§ Direction
Set every record down verbatim and omit the pictures.

§ Supplied records
— start —
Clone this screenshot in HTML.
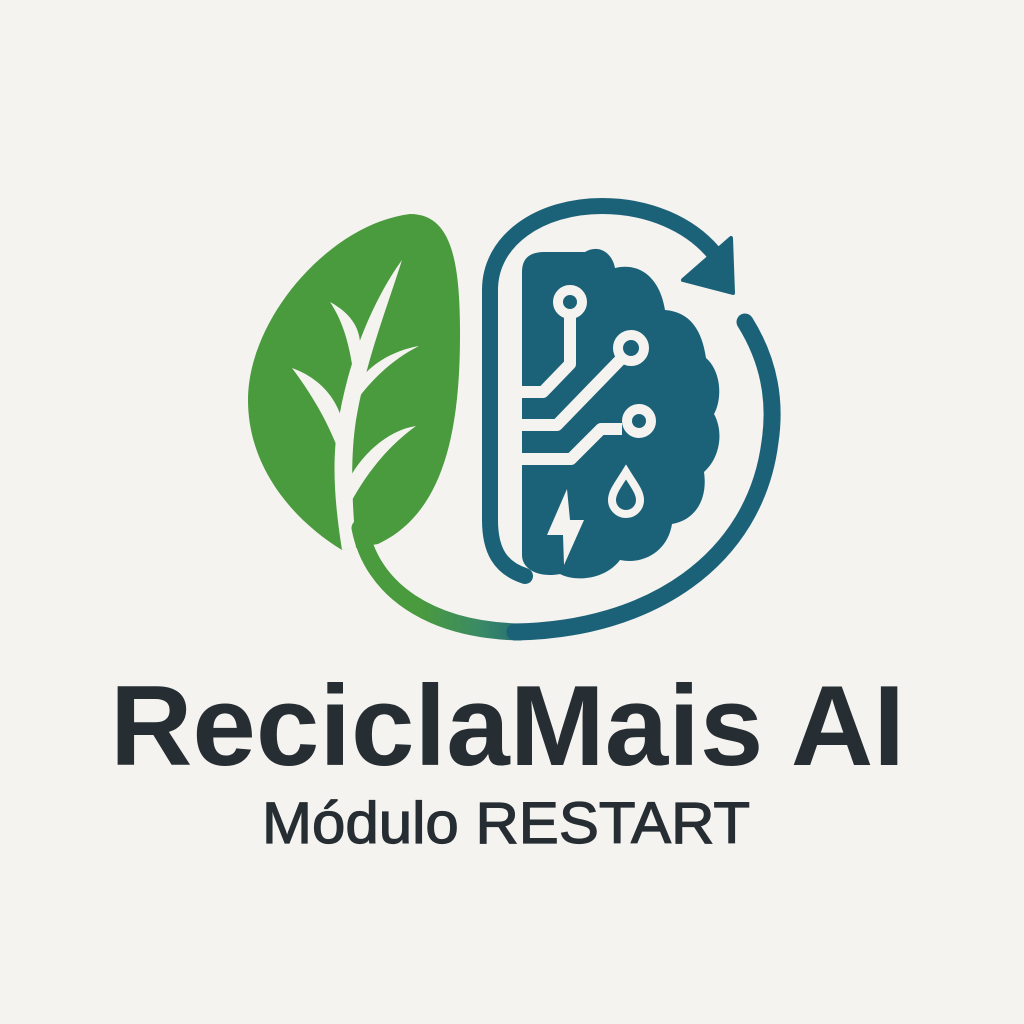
<!DOCTYPE html>
<html><head><meta charset="utf-8"><style>
html,body{margin:0;padding:0;background:#f4f3ef;}
svg{display:block}
</style></head><body>
<svg width="1024" height="1024" viewBox="0 0 1024 1024" xmlns="http://www.w3.org/2000/svg">
<defs>
<linearGradient id="g" x1="420" y1="0" x2="540" y2="0" gradientUnits="userSpaceOnUse">
<stop offset="0" stop-color="#4a9a3e"/><stop offset="0.5" stop-color="#3a8a66"/><stop offset="1" stop-color="#1b6279"/>
</linearGradient>
</defs>
<rect width="1024" height="1024" fill="#f4f3ef"/>
<path d="M410 214 C452 214 460 262 460 335 C460 440 440 515 378 544 L342 550 C296 522 248 470 248 400 C248 318 330 224 410 214 Z" fill="#4a9a3e"/>
<g fill="#f4f3ef">
<path d="M342 550 C334 500 332 460 338 424 C348 360 373 300 402 260 C388 305 366 360 356 420 C350 460 352 500 356 548 Z"/>
<path d="M292 368 C320 378 340 400 344 430 L340 454 C327 420 312 395 292 368 Z"/>
<path d="M330 302 C352 314 362 330 360 352 L352 364 C348 340 342 320 330 302 Z"/>
<path d="M419 346 C395 350 368 364 356 386 L354 404 C372 378 395 358 419 346 Z"/>
<path d="M416 426 C388 430 360 455 346 485 L350 504 C368 470 390 445 416 426 Z"/>
</g>
<path d="M360 528 C372 590 430 630 520 632" fill="none" stroke="url(#g)" stroke-width="17" stroke-linecap="round"/>
<path d="M745 322 C770 362 776 402 770 442 C755 560 650 630 515 632" fill="none" stroke="#1b6279" stroke-width="17" stroke-linecap="round"/>
<path d="M525 576 C500 568 490 550 490 520 L490 290 C490 240 540 206 602 206 C650 206 690 225 713 252" fill="none" stroke="#1b6279" stroke-width="16" stroke-linecap="round"/>
<path d="M731 238 L733 293 L683 280 Z" fill="#1b6279" stroke="#1b6279" stroke-width="4" stroke-linejoin="round"/>
<path d="M522 272 C522 258 530 252 545 252 L585 252 C598 244 612 252 615 268 C640 262 660 278 665 310 C690 312 702 330 706 358 C722 372 722 400 714 414 C724 432 720 458 704 472 C708 500 695 520 672 524 C668 550 645 565 620 560 C605 580 575 582 560 574 C540 578 522 570 522 555 Z" fill="#1b6279"/>
<g fill="none" stroke="#f4f3ef" stroke-width="12" stroke-linejoin="round">
<path d="M520 392 L543 392 L570 364 L570 318"/>
<path d="M520 425 L557 425 L620 360"/>
<path d="M520 459 L571 459 L601 429 L622 429"/>
</g>
<g fill="#1b6279" stroke="#f4f3ef" stroke-width="10">
<circle cx="570" cy="302" r="12"/>
<circle cx="631" cy="348" r="13"/>
<circle cx="639" cy="421" r="12"/>
</g>
<path d="M626 472 C618 485 612 492 612 500 A14 14 0 0 0 640 500 C640 492 634 485 626 472 Z" fill="#1b6279" stroke="#f4f3ef" stroke-width="8"/>
<path d="M567 489 L547 535 L563 535 L564 565 L584 520 L570 520 Z" fill="#f4f3ef"/>
<text x="110" y="765" textLength="795" lengthAdjust="spacingAndGlyphs" font-family="Liberation Sans, sans-serif" font-weight="bold" font-size="114" fill="#262d33">ReciclaMais AI</text>
<text x="262" y="843" textLength="488" lengthAdjust="spacingAndGlyphs" font-family="Liberation Sans, sans-serif" font-size="58" fill="#262d33" stroke="#262d33" stroke-width="1.2">Módulo RESTART</text>
</svg>
</body></html>
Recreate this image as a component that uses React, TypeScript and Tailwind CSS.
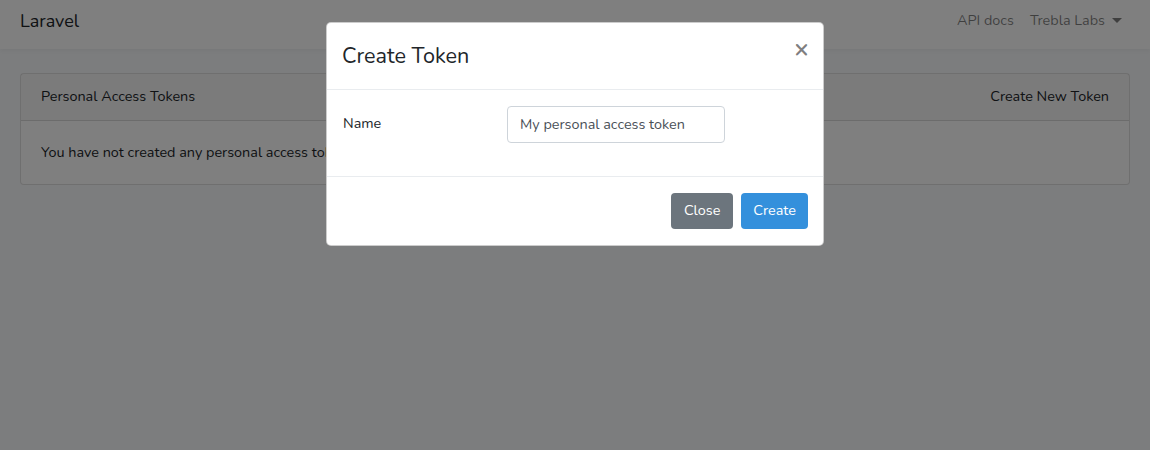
import { useState } from 'react';

const App = () => {
  const [name, setName] = useState('My personal access token');

  return (
    <div className="relative min-h-[450px] bg-[#f8fafc] text-[14.4px] leading-[1.6] text-[#212529] font-['Nunito','Lato','Open_Sans',sans-serif]">
      {/* navbar */}
      <nav className="h-[49px] bg-white shadow-[0_2px_4px_rgba(0,0,0,0.04)] flex items-center justify-between px-5 pb-[7px]">
        <span className="text-[18px] leading-none">Laravel</span>
        <div className="flex items-center gap-4 text-[rgba(0,0,0,0.5)] pr-[8px]">
          <span>API docs</span>
          <span className="flex items-center gap-[7px]">
            Trebla Labs
            <span className="inline-block w-0 h-0 border-x-[5px] border-x-transparent border-t-[5px] border-t-[rgba(0,0,0,0.5)]" />
          </span>
        </div>
      </nav>

      {/* page */}
      <main className="px-5 py-6">
        <div className="bg-white border border-[rgba(0,0,0,0.125)] rounded-[4px]">
          <div className="flex justify-between items-center h-[47px] px-5 bg-[rgba(0,0,0,0.03)] border-b border-[rgba(0,0,0,0.125)]">
            <span>Personal Access Tokens</span>
            <span>Create New Token</span>
          </div>
          <div className="p-5">
            <p>You have not created any personal access tokens.</p>
          </div>
        </div>
      </main>

      {/* backdrop */}
      <div className="absolute inset-0 bg-black/50" />

      {/* modal */}
      <div className="absolute inset-x-0 top-[22px] flex justify-center">
        <div className="w-[498px] bg-white border border-[rgba(0,0,0,0.2)] rounded-[5px]">
          <div className="flex justify-between items-start pl-[15px] pr-4 pt-4 pb-[15px] border-b border-[#e9ecef]">
            <h4 className="text-[21.6px] leading-[1.6]">Create Token</h4>
            <button type="button" className="text-[25px] font-bold leading-none text-black/50 mt-[-2px] mr-[-2px]">
              &times;
            </button>
          </div>

          <div className="pt-4 px-4 pb-[17px]">
            <form className="flex mb-4">
              <label htmlFor="token-name" className="w-[164px] pt-[6px] leading-[1.6]">
                Name
              </label>
              <input
                id="token-name"
                type="text"
                value={name}
                onChange={(e) => setName(e.target.value)}
                className="h-[37px] w-[218px] px-3 border border-[#ced4da] rounded-[4px] text-[#495057] outline-none"
              />
            </form>
          </div>

          <div className="flex justify-end gap-2 pl-4 pr-[15px] py-4 border-t border-[#e9ecef]">
            <button type="button" className="h-[36px] px-[13px] rounded-[4px] bg-[#6c757d] text-white">
              Close
            </button>
            <button type="button" className="h-[36px] px-3 rounded-[4px] bg-[#3490dc] text-white">
              Create
            </button>
          </div>
        </div>
      </div>
    </div>
  );
};

export default App;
— end —
§ The answer
Clone this screenshot in HTML.
<!DOCTYPE html>
<html><head><meta charset="utf-8"><style>
html,body{margin:0;padding:0;background:#f4f3ef;}
svg{display:block}
</style></head><body>
<svg width="1024" height="1024" viewBox="0 0 1024 1024" xmlns="http://www.w3.org/2000/svg">
<defs>
<linearGradient id="g" x1="420" y1="0" x2="540" y2="0" gradientUnits="userSpaceOnUse">
<stop offset="0" stop-color="#4a9a3e"/><stop offset="0.5" stop-color="#3a8a66"/><stop offset="1" stop-color="#1b6279"/>
</linearGradient>
</defs>
<rect width="1024" height="1024" fill="#f4f3ef"/>
<path d="M410 214 C452 214 460 262 460 335 C460 440 440 515 378 544 L342 550 C296 522 248 470 248 400 C248 318 330 224 410 214 Z" fill="#4a9a3e"/>
<g fill="#f4f3ef">
<path d="M342 550 C334 500 332 460 338 424 C348 360 373 300 402 260 C388 305 366 360 356 420 C350 460 352 500 356 548 Z"/>
<path d="M292 368 C320 378 340 400 344 430 L340 454 C327 420 312 395 292 368 Z"/>
<path d="M330 302 C352 314 362 330 360 352 L352 364 C348 340 342 320 330 302 Z"/>
<path d="M419 346 C395 350 368 364 356 386 L354 404 C372 378 395 358 419 346 Z"/>
<path d="M416 426 C388 430 360 455 346 485 L350 504 C368 470 390 445 416 426 Z"/>
</g>
<path d="M360 528 C372 590 430 630 520 632" fill="none" stroke="url(#g)" stroke-width="17" stroke-linecap="round"/>
<path d="M745 322 C770 362 776 402 770 442 C755 560 650 630 515 632" fill="none" stroke="#1b6279" stroke-width="17" stroke-linecap="round"/>
<path d="M525 576 C500 568 490 550 490 520 L490 290 C490 240 540 206 602 206 C650 206 690 225 713 252" fill="none" stroke="#1b6279" stroke-width="16" stroke-linecap="round"/>
<path d="M731 238 L733 293 L683 280 Z" fill="#1b6279" stroke="#1b6279" stroke-width="4" stroke-linejoin="round"/>
<path d="M522 272 C522 258 530 252 545 252 L585 252 C598 244 612 252 615 268 C640 262 660 278 665 310 C690 312 702 330 706 358 C722 372 722 400 714 414 C724 432 720 458 704 472 C708 500 695 520 672 524 C668 550 645 565 620 560 C605 580 575 582 560 574 C540 578 522 570 522 555 Z" fill="#1b6279"/>
<g fill="none" stroke="#f4f3ef" stroke-width="12" stroke-linejoin="round">
<path d="M520 392 L543 392 L570 364 L570 318"/>
<path d="M520 425 L557 425 L620 360"/>
<path d="M520 459 L571 459 L601 429 L622 429"/>
</g>
<g fill="#1b6279" stroke="#f4f3ef" stroke-width="10">
<circle cx="570" cy="302" r="12"/>
<circle cx="631" cy="348" r="13"/>
<circle cx="639" cy="421" r="12"/>
</g>
<path d="M626 472 C618 485 612 492 612 500 A14 14 0 0 0 640 500 C640 492 634 485 626 472 Z" fill="#1b6279" stroke="#f4f3ef" stroke-width="8"/>
<path d="M567 489 L547 535 L563 535 L564 565 L584 520 L570 520 Z" fill="#f4f3ef"/>
<text x="110" y="765" textLength="795" lengthAdjust="spacingAndGlyphs" font-family="Liberation Sans, sans-serif" font-weight="bold" font-size="114" fill="#262d33">ReciclaMais AI</text>
<text x="262" y="843" textLength="488" lengthAdjust="spacingAndGlyphs" font-family="Liberation Sans, sans-serif" font-size="58" fill="#262d33" stroke="#262d33" stroke-width="1.2">Módulo RESTART</text>
</svg>
</body></html>
Recreate this image as a component that uses React, TypeScript and Tailwind CSS.
import { useState } from 'react';

const App = () => {
  const [name, setName] = useState('My personal access token');

  return (
    <div className="relative min-h-[450px] bg-[#f8fafc] text-[14.4px] leading-[1.6] text-[#212529] font-['Nunito','Lato','Open_Sans',sans-serif]">
      {/* navbar */}
      <nav className="h-[49px] bg-white shadow-[0_2px_4px_rgba(0,0,0,0.04)] flex items-center justify-between px-5 pb-[7px]">
        <span className="text-[18px] leading-none">Laravel</span>
        <div className="flex items-center gap-4 text-[rgba(0,0,0,0.5)] pr-[8px]">
          <span>API docs</span>
          <span className="flex items-center gap-[7px]">
            Trebla Labs
            <span className="inline-block w-0 h-0 border-x-[5px] border-x-transparent border-t-[5px] border-t-[rgba(0,0,0,0.5)]" />
          </span>
        </div>
      </nav>

      {/* page */}
      <main className="px-5 py-6">
        <div className="bg-white border border-[rgba(0,0,0,0.125)] rounded-[4px]">
          <div className="flex justify-between items-center h-[47px] px-5 bg-[rgba(0,0,0,0.03)] border-b border-[rgba(0,0,0,0.125)]">
            <span>Personal Access Tokens</span>
            <span>Create New Token</span>
          </div>
          <div className="p-5">
            <p>You have not created any personal access tokens.</p>
          </div>
        </div>
      </main>

      {/* backdrop */}
      <div className="absolute inset-0 bg-black/50" />

      {/* modal */}
      <div className="absolute inset-x-0 top-[22px] flex justify-center">
        <div className="w-[498px] bg-white border border-[rgba(0,0,0,0.2)] rounded-[5px]">
          <div className="flex justify-between items-start pl-[15px] pr-4 pt-4 pb-[15px] border-b border-[#e9ecef]">
            <h4 className="text-[21.6px] leading-[1.6]">Create Token</h4>
            <button type="button" className="text-[25px] font-bold leading-none text-black/50 mt-[-2px] mr-[-2px]">
              &times;
            </button>
          </div>

          <div className="pt-4 px-4 pb-[17px]">
            <form className="flex mb-4">
              <label htmlFor="token-name" className="w-[164px] pt-[6px] leading-[1.6]">
                Name
              </label>
              <input
                id="token-name"
                type="text"
                value={name}
                onChange={(e) => setName(e.target.value)}
                className="h-[37px] w-[218px] px-3 border border-[#ced4da] rounded-[4px] text-[#495057] outline-none"
              />
            </form>
          </div>

          <div className="flex justify-end gap-2 pl-4 pr-[15px] py-4 border-t border-[#e9ecef]">
            <button type="button" className="h-[36px] px-[13px] rounded-[4px] bg-[#6c757d] text-white">
              Close
            </button>
            <button type="button" className="h-[36px] px-3 rounded-[4px] bg-[#3490dc] text-white">
              Create
            </button>
          </div>
        </div>
      </div>
    </div>
  );
};

export default App;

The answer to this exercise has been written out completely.